O (o)caso do Museu Municipal Leonel Trindade

No programa eleitoral do PS (Autárquicas 2005) pode ler-se «Criar novas dinâmicas e novos públicos para o Museu Municipal Leonel Trindade (MMLT) é um objectivo que nos propomos concretizar no próximo mandato.». Este é o único compromisso apresentado relativamente ao Museu.

Sabendo-se igualmente que desde a sua fundação em 1929 a Missão do MMLT (em regulamento interno aprovado em 1992) é ser um Museu de Arqueologia, História e Pré-História, pergunta-se: haveria legitimidade política para desencadear, sem um amplo debate e consulta pública, uma remodelação/renovação/reformulação ainda hoje em curso no Museu Municipal Leonel Trindade?

Na prática, nem foi alcançado o objectivo proposto pelo PS, e pior, foi desrespeitada a ligação intima e forte que deve existir entre Museu e Comunidade. Esta conexão entre comunidade, memória colectiva, identidade cultural e património (tudo no plural) é a essência daquilo a que chamamos Cultura no seu sentido antropológico mais vasto. A propósito da falta de notoriedade do museu é interessante ver uma reportagem da Torres TV em http://www.torrestv.com/videos/Aqui-Por-Torres-Ep-01.html.

Estamos de acordo com o facto de o MMLT desde há muito precisar de uma avaliação e da subsequente reformulação a vários níveis (programação, públicos, gestão, comunicação, áreas, etc.), no entanto esta reformulação deveria ser acompanhada de uma metodologia onde estivesse naturalmente previsto um período de diagnóstico, de consulta pública e de debate. Só assim se respeitariam as relações estabelecidas entre museu e comunidade, durante precisamente oitenta anos.

Assim, não se nos afigura nem legítimo nem democrático que o executivo eleito em 2005, e com maioria absoluta, tenha decidido unilateralmente implementar um «novo museu municipal» no sítio onde até há pouco tempo era o Museu Municipal Leonel Trindade. Uma certeza elementar é que não é assim que se criam novas dinâmicas e se cativam novos públicos. Antes pelo contrário, é com este tipo de atitudes que se vai criando o fosso entre o público mais fiel, interessado e prescritor, e as instituições culturais que passam a existir num limbo abstracto e sem massa crítica (sem públicos de proximidade) que as promovam e com elas colaborem para o sucesso das suas missões de fundo: serem um serviço público de qualidade que promove e defende um bem público: a Cultura.

Mais paradoxal tudo se torna quando se diz que este «novo museu municipal» tem como modelo o «Museu de Sociedade», onde a prioridade seria naturalmente a comunidade e às suas dinâmicas societais.

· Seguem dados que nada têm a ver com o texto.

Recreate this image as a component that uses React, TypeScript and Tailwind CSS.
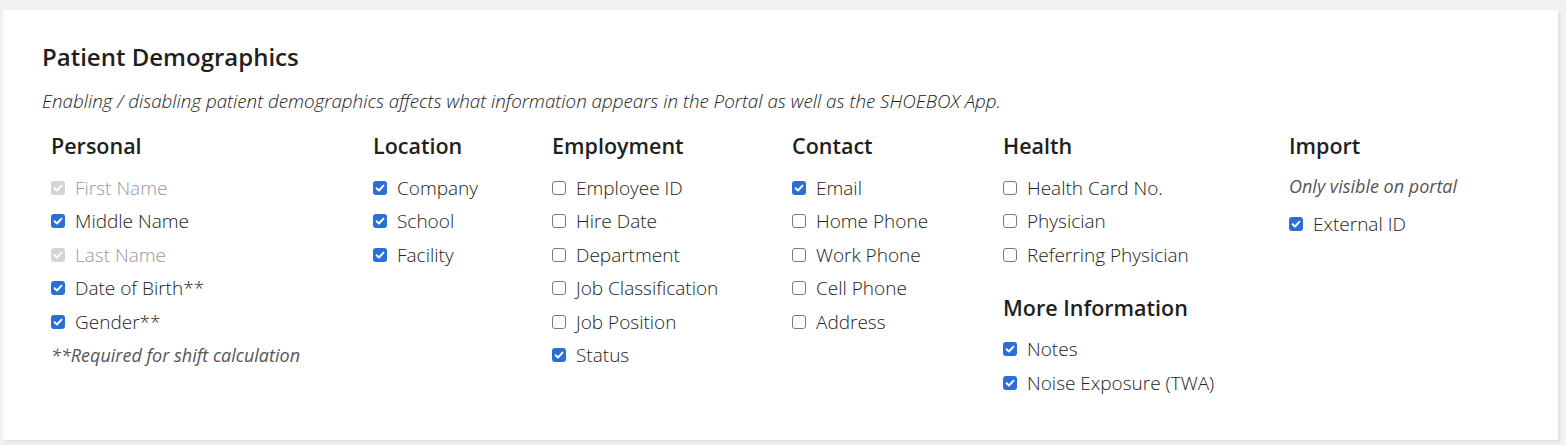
import React from 'react';

type Item = { label: string; checked: boolean; disabled?: boolean };

const personal: Item[] = [
  { label: 'First Name', checked: true, disabled: true },
  { label: 'Middle Name', checked: true },
  { label: 'Last Name', checked: true, disabled: true },
  { label: 'Date of Birth**', checked: true },
  { label: 'Gender**', checked: true },
];

const location: Item[] = [
  { label: 'Company', checked: true },
  { label: 'School', checked: true },
  { label: 'Facility', checked: true },
];

const employment: Item[] = [
  { label: 'Employee ID', checked: false },
  { label: 'Hire Date', checked: false },
  { label: 'Department', checked: false },
  { label: 'Job Classification', checked: false },
  { label: 'Job Position', checked: false },
  { label: 'Status', checked: true },
];

const contact: Item[] = [
  { label: 'Email', checked: true },
  { label: 'Home Phone', checked: false },
  { label: 'Work Phone', checked: false },
  { label: 'Cell Phone', checked: false },
  { label: 'Address', checked: false },
];

const health: Item[] = [
  { label: 'Health Card No.', checked: false },
  { label: 'Physician', checked: false },
  { label: 'Referring Physician', checked: false },
];

const moreInfo: Item[] = [
  { label: 'Notes', checked: true },
  { label: 'Noise Exposure (TWA)', checked: true },
];

function Box({ checked, disabled }: { checked: boolean; disabled?: boolean }) {
  if (!checked) {
    return <span className="w-[14px] h-[14px] shrink-0 rounded-[3px] border border-[#7a7a7a] bg-white" />;
  }
  return (
    <span className={`w-[14px] h-[14px] shrink-0 rounded-[3px] flex items-center justify-center ${disabled ? 'bg-[#d4d4d4]' : 'bg-[#2b6fd6]'}`}>
      <svg width="10" height="10" viewBox="0 0 10 10" fill="none">
        <path d="M1.6 5.2 L4 7.5 L8.5 2.6" stroke="white" strokeWidth="1.9" strokeLinecap="round" strokeLinejoin="round" />
      </svg>
    </span>
  );
}

function CheckRow({ item }: { item: Item }) {
  return (
    <label className="flex items-center h-[33.5px] gap-[10px]">
      <Box checked={item.checked} disabled={item.disabled} />
      <span className={item.disabled ? 'text-[#999]' : 'text-[#222]'}>{item.label}</span>
    </label>
  );
}

function Heading({ children, className = '' }: { children: React.ReactNode; className?: string }) {
  return <h3 className={`text-[21.5px] leading-[28px] font-semibold text-[#1f1f1f] mb-[11px] ${className}`}>{children}</h3>;
}

function Column({ title, items, width }: { title: string; items: Item[]; width: string }) {
  return (
    <div className={width}>
      <Heading>{title}</Heading>
      {items.map(it => <CheckRow key={it.label} item={it} />)}
    </div>
  );
}

export default function App() {
  return (
    <div className="min-h-[445px] bg-[#f2f2f2] pt-[10px] pl-[3px] pr-[8px]" style={{ fontFamily: '"Open Sans", "Liberation Sans", sans-serif' }}>
      <div className="bg-white h-[430px] pl-[39px] pt-[31px] shadow-[2px_2px_3px_rgba(0,0,0,0.08)]">
        <h2 className="text-[24px] leading-[32px] font-semibold text-[#1f1f1f]">Patient Demographics</h2>
        <p className="mt-[15px] text-[18.8px] leading-[26px] italic font-light text-[#222]">
          Enabling / disabling patient demographics affects what information appears in the Portal as well as the SHOEBOX App.
        </p>

        <div className="flex ml-[9px] mt-[18px] text-[19px] font-light">
          <div className="w-[322px]">
            <Heading>Personal</Heading>
            {personal.map(it => <CheckRow key={it.label} item={it} />)}
            <div className="h-[33.5px] flex items-center text-[18px] italic font-normal text-[#555]">
              **Required for shift calculation
            </div>
          </div>
          <Column title="Location" items={location} width="w-[179px]" />
          <Column title="Employment" items={employment} width="w-[240px]" />
          <Column title="Contact" items={contact} width="w-[211px]" />
          <div className="w-[286px]">
            <Heading>Health</Heading>
            {health.map(it => <CheckRow key={it.label} item={it} />)}
            <Heading className="mt-[22px]">More Information</Heading>
            {moreInfo.map(it => <CheckRow key={it.label} item={it} />)}
          </div>
          <div className="w-[240px]">
            <Heading>Import</Heading>
            <p className="mt-[14px] mb-[9px] text-[18px] leading-[24px] italic font-normal text-[#555]">Only visible on portal</p>
            <CheckRow item={{ label: 'External ID', checked: true }} />
          </div>
        </div>
      </div>
    </div>
  );
}
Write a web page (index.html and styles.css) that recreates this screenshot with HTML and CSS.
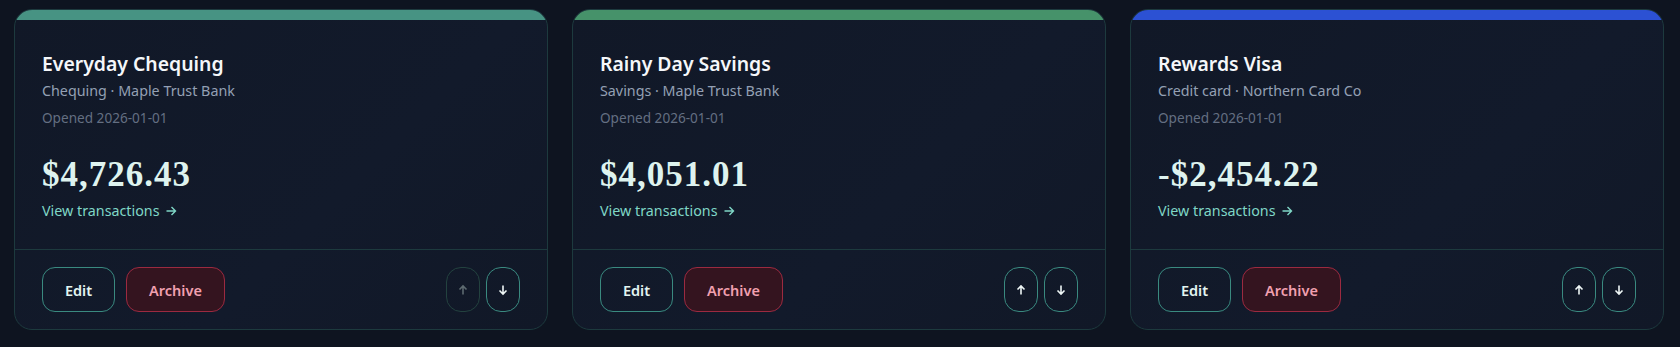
FILE: index.html
```html
<!DOCTYPE html>
<html>
<head>
    <title>Accounts</title>
    <link rel="stylesheet" href="styles.css">
</head>
<body>
    <div class="accounts">
        <div class="account-card">
            <div class="card-bar bar-chequing"></div>
            <div class="card-body">
                <div class="account-name">Everyday Chequing</div>
                <div class="account-meta">Chequing · Maple Trust Bank</div>
                <div class="account-opened">Opened 2026-01-01</div>
                <div class="account-balance">$4,726.43</div>
                <a class="view-link" href="#">View transactions <svg class="link-arrow" width="12" height="12" viewBox="0 0 12 12"><path d="M1.5 6h9M6.5 2l4 4-4 4"/></svg></a>
            </div>
            <div class="card-footer">
                <button class="btn btn-edit">Edit</button>
                <button class="btn btn-archive">Archive</button>
                <div class="move-buttons">
                    <button class="btn-move" disabled>
                        <svg width="12" height="12" viewBox="0 0 12 12"><path d="M6 10.5V2M2.5 5.5L6 2l3.5 3.5"/></svg>
                    </button>
                    <button class="btn-move">
                        <svg width="12" height="12" viewBox="0 0 12 12"><path d="M6 1.5V10M2.5 6.5L6 10l3.5-3.5"/></svg>
                    </button>
                </div>
            </div>
        </div>

        <div class="account-card">
            <div class="card-bar bar-savings"></div>
            <div class="card-body">
                <div class="account-name">Rainy Day Savings</div>
                <div class="account-meta">Savings · Maple Trust Bank</div>
                <div class="account-opened">Opened 2026-01-01</div>
                <div class="account-balance">$4,051.01</div>
                <a class="view-link" href="#">View transactions <svg class="link-arrow" width="12" height="12" viewBox="0 0 12 12"><path d="M1.5 6h9M6.5 2l4 4-4 4"/></svg></a>
            </div>
            <div class="card-footer">
                <button class="btn btn-edit">Edit</button>
                <button class="btn btn-archive">Archive</button>
                <div class="move-buttons">
                    <button class="btn-move">
                        <svg width="12" height="12" viewBox="0 0 12 12"><path d="M6 10.5V2M2.5 5.5L6 2l3.5 3.5"/></svg>
                    </button>
                    <button class="btn-move">
                        <svg width="12" height="12" viewBox="0 0 12 12"><path d="M6 1.5V10M2.5 6.5L6 10l3.5-3.5"/></svg>
                    </button>
                </div>
            </div>
        </div>

        <div class="account-card">
            <div class="card-bar bar-credit"></div>
            <div class="card-body">
                <div class="account-name">Rewards Visa</div>
                <div class="account-meta">Credit card · Northern Card Co</div>
                <div class="account-opened">Opened 2026-01-01</div>
                <div class="account-balance">-$2,454.22</div>
                <a class="view-link" href="#">View transactions <svg class="link-arrow" width="12" height="12" viewBox="0 0 12 12"><path d="M1.5 6h9M6.5 2l4 4-4 4"/></svg></a>
            </div>
            <div class="card-footer">
                <button class="btn btn-edit">Edit</button>
                <button class="btn btn-archive">Archive</button>
                <div class="move-buttons">
                    <button class="btn-move">
                        <svg width="12" height="12" viewBox="0 0 12 12"><path d="M6 10.5V2M2.5 5.5L6 2l3.5 3.5"/></svg>
                    </button>
                    <button class="btn-move">
                        <svg width="12" height="12" viewBox="0 0 12 12"><path d="M6 1.5V10M2.5 6.5L6 10l3.5-3.5"/></svg>
                    </button>
                </div>
            </div>
        </div>
    </div>
</body>
</html>
```

FILE: styles.css
```css
body {
    margin: 0;
    padding: 9px 16px 0 14px;
    background-color: #0e1420;
    font-family: "Noto Sans", sans-serif;
    color: #f1f5f9;
}
.accounts {
    display: grid;
    grid-template-columns: repeat(3, 1fr);
    gap: 24px;
}
.account-card {
    background: linear-gradient(135deg, #111827 0%, #121a2b 60%, #111827 100%);
    border: 1px solid #1d3a3e;
    border-radius: 18px;
    overflow: hidden;
}
.card-bar {
    height: 10px;
}
.bar-chequing {
    background-color: #479383;
}
.bar-savings {
    background-color: #46926a;
}
.bar-credit {
    background-color: #2c51d3;
}
.card-body {
    padding: 30px 27px 27px;
}
.account-name {
    font-size: 19.4px;
    line-height: 28px;
    font-weight: 600;
    color: #f5f7fa;
}
.account-meta {
    margin-top: 2px;
    font-size: 14.3px;
    line-height: 22px;
    color: #94a0b4;
}
.account-opened {
    margin-top: 6px;
    font-size: 13.6px;
    line-height: 20px;
    color: #646f82;
}
.account-balance {
    margin-top: 27px;
    font-family: "Liberation Serif", serif;
    font-size: 35px;
    line-height: 40px;
    font-weight: bold;
    letter-spacing: 1px;
    color: #def3ef;
}
.view-link {
    display: inline-flex;
    align-items: center;
    gap: 5px;
    margin-top: 5px;
    font-size: 14.3px;
    line-height: 22px;
    color: #7fd6c6;
    text-decoration: none;
}
.link-arrow {
    fill: none;
    stroke: #7fd6c6;
    stroke-width: 1.4;
}
.card-footer {
    display: flex;
    align-items: center;
    gap: 11px;
    padding: 17px 27px;
    border-top: 1px solid #1d3a3e;
}
.btn {
    height: 45px;
    padding: 0;
    border-radius: 13px;
    font-family: "Noto Sans", sans-serif;
    font-size: 14.5px;
    font-weight: 600;
    cursor: pointer;
}
.btn-edit {
    width: 73px;
    background: transparent;
    border: 1.5px solid #3a8a80;
    color: #e3f4f1;
}
.btn-archive {
    width: 99px;
    background-color: #34141f;
    border: 1.5px solid #9c2a40;
    color: #f1a0b0;
}
.move-buttons {
    display: flex;
    gap: 6px;
    margin-left: auto;
}
.btn-move {
    width: 34px;
    height: 45px;
    padding: 0;
    display: flex;
    align-items: center;
    justify-content: center;
    background: transparent;
    border: 1.5px solid #3a8a80;
    border-radius: 15px;
    cursor: pointer;
}
.btn-move svg {
    fill: none;
    stroke: #eef6f5;
    stroke-width: 1.6;
}
.btn-move:disabled {
    border-color: #23423f;
    cursor: default;
}
.btn-move:disabled svg {
    stroke: #5d6a70;
}
```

Discursos e representações à parte, é urgente que se perceba que uma instituição cultural é essencialmente uma plataforma de sociabilidades (de interacção e de produção de sentidos e novas possibilidades), e que essas sociabilidades só são efectivas quando existe um profundo reconhecimento do papel activo derivado da proximidade local e um entendimento do que significa a fidelização dos públicos. E isso não se consegue apenas com recurso a estratégias de marketing clássico e comercial ou de eventos espectaculares episódicos, é fundamental desenhar estratégias de comunicação bidireccional e de comunicação institucional que respeitem e sejam respeitadas. Neste ponto da relação institucional (afectiva, emocional, e cognitiva) é igualmente conhecida a importância e o valor que o MMLT tinha para os inúmeros estudantes e professores de História e de Arqueologia, em Portugal e no estrangeiro. Portanto, nunca seria razoável, nem racional, liquidar (por capricho ?) um Museu com oitenta anos de vida e com uma história personificada no Arqueólogo Leonel Trindade, uma personalidade de referência para Torres Vedras.

Resumindo: 2007 (o imaginário ano do museu) já lá vai, e em véspera de novas eleições autárquicas é possível afirmar que neste mandato, a maioria deste executivo municipal teve o condão de fazer desaparecer um museu, e a desfaçatez de ver chumbado pelo IGESPAR o projecto de qualquer coisa que nós, cidadãos e povo soberano deste território, desconhecemos ainda hoje. É este o respeito que nós cidadãos (e não súbditos) merecemos dos eleitos?
Em vez de um Museu temos hoje uma “exposição temporária” – que de temporária nada tem, pois prolonga-se por onze meses. E que só seria “temporária” se existisse uma exposição permanente, por oposição.